To stand a chance, the opposition needs to build competitive figures capable of facing up to a candidate who remains strong. And Evo Morales can present an economy that, despite the drop in the prices of raw materials, is still showing high levels of growth and consumption - the "Bolivian miracle". He also controls the State apparatus (which in Bolivia is a decisive variable, especially when the State has financial resources). Additionally, the hyperbolic discourses denouncing Morales’s government as being "worse than the dictatorships of the 70s", or as deficient as Communist regimes, end up distorting, to a large extent, their goal, which is to highlight the government’s drift towards less pluralism.
Venezuela shows, in a dramatic way, how the revitalizing of the opposition is not necessarily an inverse linear function of the weakening of governments. In this context, former President Carlos Mesa - the only potential candidate who, according to the polls, could stand up against Evo Morales in an election - wrote a column on December 3 which can be read as a virtual renunciation by someone who had already decided to give up the fight for the presidential Palacio Quemado in 2005: "Evo Morales has finally crossed the river separating democracy from totalitarianism. What is coming next is quite clear: preparation for an electoral process that guarantees the triumph of the President-candidate at whatever cost.
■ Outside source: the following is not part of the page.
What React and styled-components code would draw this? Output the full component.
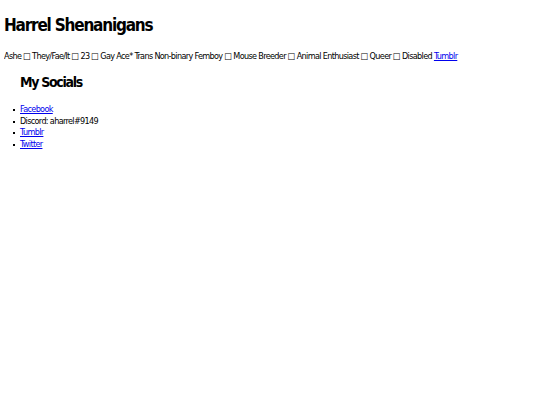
import React from 'react'
import styled, { createGlobalStyle } from 'styled-components'

const Global = createGlobalStyle`
  body {
    margin: 4px;
    background: #fff;
    color: #000;
    font-family: "DejaVu Sans", sans-serif;
    font-stretch: condensed;
    font-size: 9px;
    letter-spacing: -0.65px;
  }
`

const Title = styled.h1`
  margin: 10.5px 0 15px;
  font-size: 17px;
  line-height: 20px;
  letter-spacing: -1.2px;
  font-weight: bold;
`

const Tags = styled.p`
  margin: 0 0 12.5px;
  line-height: 12px;
`

const Link = styled.a`
  color: #00e;
  text-decoration: underline;
`

const Section = styled.section`
  padding-left: 16px;
`

const Heading = styled.h2`
  margin: 0 0 13px;
  font-size: 14px;
  line-height: 17px;
  letter-spacing: -1.3px;
  font-weight: bold;
`

const List = styled.ul`
  margin: 0;
  padding-left: 16px;
  list-style: none;
  line-height: 11.6px;
`

const Item = styled.li`
  position: relative;

  &::before {
    content: '';
    position: absolute;
    left: -7px;
    top: 5px;
    width: 2px;
    height: 2px;
    background: #000;
  }
`

const tags = [
  'Ashe',
  'They/Fae/It',
  '23',
  'Gay Ace* Trans Non-binary Femboy',
  'Mouse Breeder',
  'Animal Enthusiast',
  'Queer',
  'Disabled',
]

const socials = [
  { label: 'Facebook', href: '#' },
  { label: 'Discord: aharrel#9149' },
  { label: 'Tumblr', href: '#' },
  { label: 'Twitter', href: '#' },
]

const App = () => (
  <>
    <Global />
    <Title>Harrel Shenanigans</Title>
    <Tags>
      {tags.join(' \u25A1 ')} <Link href="#">Tumblr</Link>
    </Tags>
    <Section>
      <Heading>My Socials</Heading>
    </Section>
    <List>
      {socials.map(({ label, href }) => (
        <Item key={label}>{href ? <Link href={href}>{label}</Link> : label}</Item>
      ))}
    </List>
  </>
)

export default App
The already useless democratic cellophane will continue to wrap the authoritarian heart beating in the bosom of the rulers, who want to stay in power in Bolivia to the last day of their lives”. And then, a conclusive sentence: "I am writing this from a conviction I have expressed countless times publicly, which is that of a citizen who is not, and does not wish to be, a candidate for the presidency of Bolivia.”
Morales is looking at Argentina and Ecuador (and even Brazil) to convince himself that the "process of change" depends only on him. But Argentina and Ecuador also show that excessive arrogance, the "criollo sparkle" and falling back on one’s believers, in the long run end up eroding the flags of change and the leaderships which seemed invincible.